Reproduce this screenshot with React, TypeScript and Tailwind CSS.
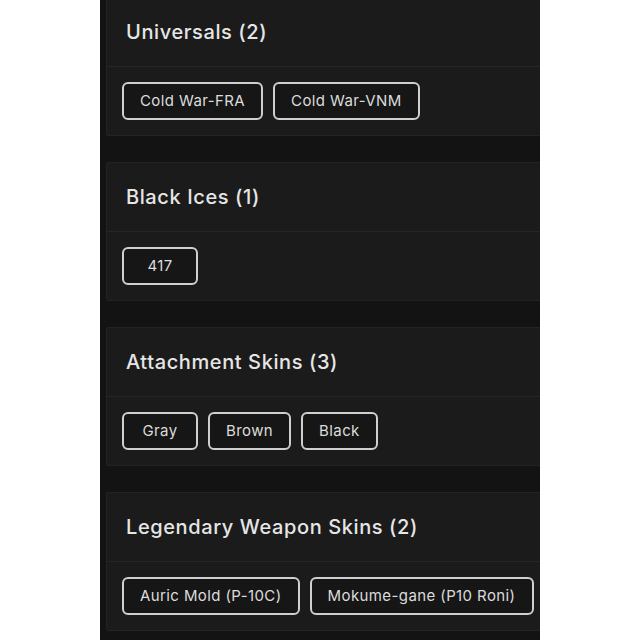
import React from 'react';

interface Group {
  title: string;
  items: string[];
}

const groups: Group[] = [
  { title: 'Universals (2)', items: ['Cold War-FRA', 'Cold War-VNM'] },
  { title: 'Black Ices (1)', items: ['417'] },
  { title: 'Attachment Skins (3)', items: ['Gray', 'Brown', 'Black'] },
  { title: 'Legendary Weapon Skins (2)', items: ['Auric Mold (P-10C)', 'Mokume-gane (P10 Roni)'] },
];

const App = () => {
  return (
    <div className="w-[640px] h-[640px] bg-white flex overflow-hidden" style={{ fontFamily: 'Inter, "Noto Sans", sans-serif' }}>
      <div className="ml-[100px] w-[440px] h-full bg-[#131313] overflow-hidden pl-[6px]">
        <div className="w-[460px] flex flex-col gap-[26px] -mt-[3px]">
          {groups.map((group) => (
            <section key={group.title} className="bg-[#1b1b1b] border border-[#232323] rounded-[2px]">
              <div className="h-[69px] flex items-center px-[19px] border-b border-[#262626]">
                <h2 className="text-[20px] font-medium text-[#e6e6e6] tracking-[0.6px]">{group.title}</h2>
              </div>
              <div className="h-[68px] flex items-center gap-[10px] px-[15px]">
                {group.items.map((item) => (
                  <span
                    key={item}
                    className="h-[38px] min-w-[76px] px-[16px] flex items-center justify-center rounded-[6px] border-2 border-[#cfcfcf] bg-[#161616] text-[15px] text-[#dcdcdc] tracking-[0.4px] whitespace-nowrap"
                  >
                    {item}
                  </span>
                ))}
              </div>
            </section>
          ))}
        </div>
      </div>
    </div>
  );
};

export default App;
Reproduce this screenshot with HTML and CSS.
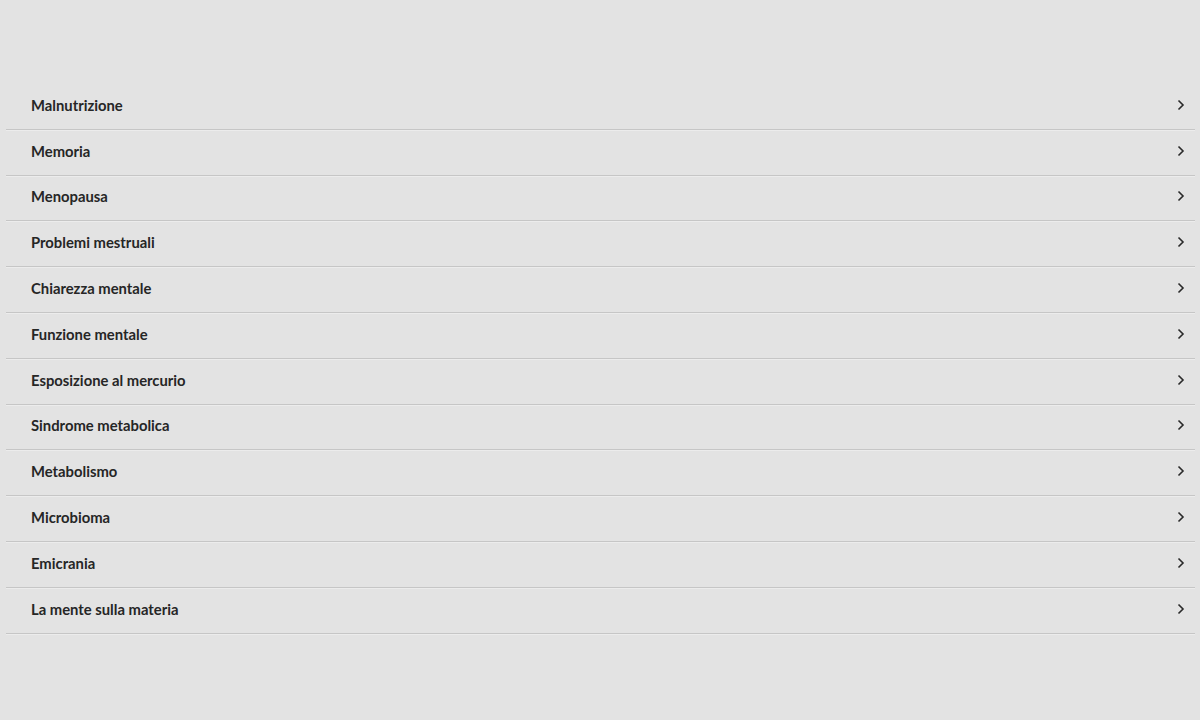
▬▬▬
◆ What you will do
Write out the entries again, exactly as given, skipping any images.

◆ Final result
Reproduce this screenshot with React, TypeScript and Tailwind CSS.
import React from 'react';

interface Group {
  title: string;
  items: string[];
}

const groups: Group[] = [
  { title: 'Universals (2)', items: ['Cold War-FRA', 'Cold War-VNM'] },
  { title: 'Black Ices (1)', items: ['417'] },
  { title: 'Attachment Skins (3)', items: ['Gray', 'Brown', 'Black'] },
  { title: 'Legendary Weapon Skins (2)', items: ['Auric Mold (P-10C)', 'Mokume-gane (P10 Roni)'] },
];

const App = () => {
  return (
    <div className="w-[640px] h-[640px] bg-white flex overflow-hidden" style={{ fontFamily: 'Inter, "Noto Sans", sans-serif' }}>
      <div className="ml-[100px] w-[440px] h-full bg-[#131313] overflow-hidden pl-[6px]">
        <div className="w-[460px] flex flex-col gap-[26px] -mt-[3px]">
          {groups.map((group) => (
            <section key={group.title} className="bg-[#1b1b1b] border border-[#232323] rounded-[2px]">
              <div className="h-[69px] flex items-center px-[19px] border-b border-[#262626]">
                <h2 className="text-[20px] font-medium text-[#e6e6e6] tracking-[0.6px]">{group.title}</h2>
              </div>
              <div className="h-[68px] flex items-center gap-[10px] px-[15px]">
                {group.items.map((item) => (
                  <span
                    key={item}
                    className="h-[38px] min-w-[76px] px-[16px] flex items-center justify-center rounded-[6px] border-2 border-[#cfcfcf] bg-[#161616] text-[15px] text-[#dcdcdc] tracking-[0.4px] whitespace-nowrap"
                  >
                    {item}
                  </span>
                ))}
              </div>
            </section>
          ))}
        </div>
      </div>
    </div>
  );
};

export default App;
Reproduce this screenshot with HTML and CSS.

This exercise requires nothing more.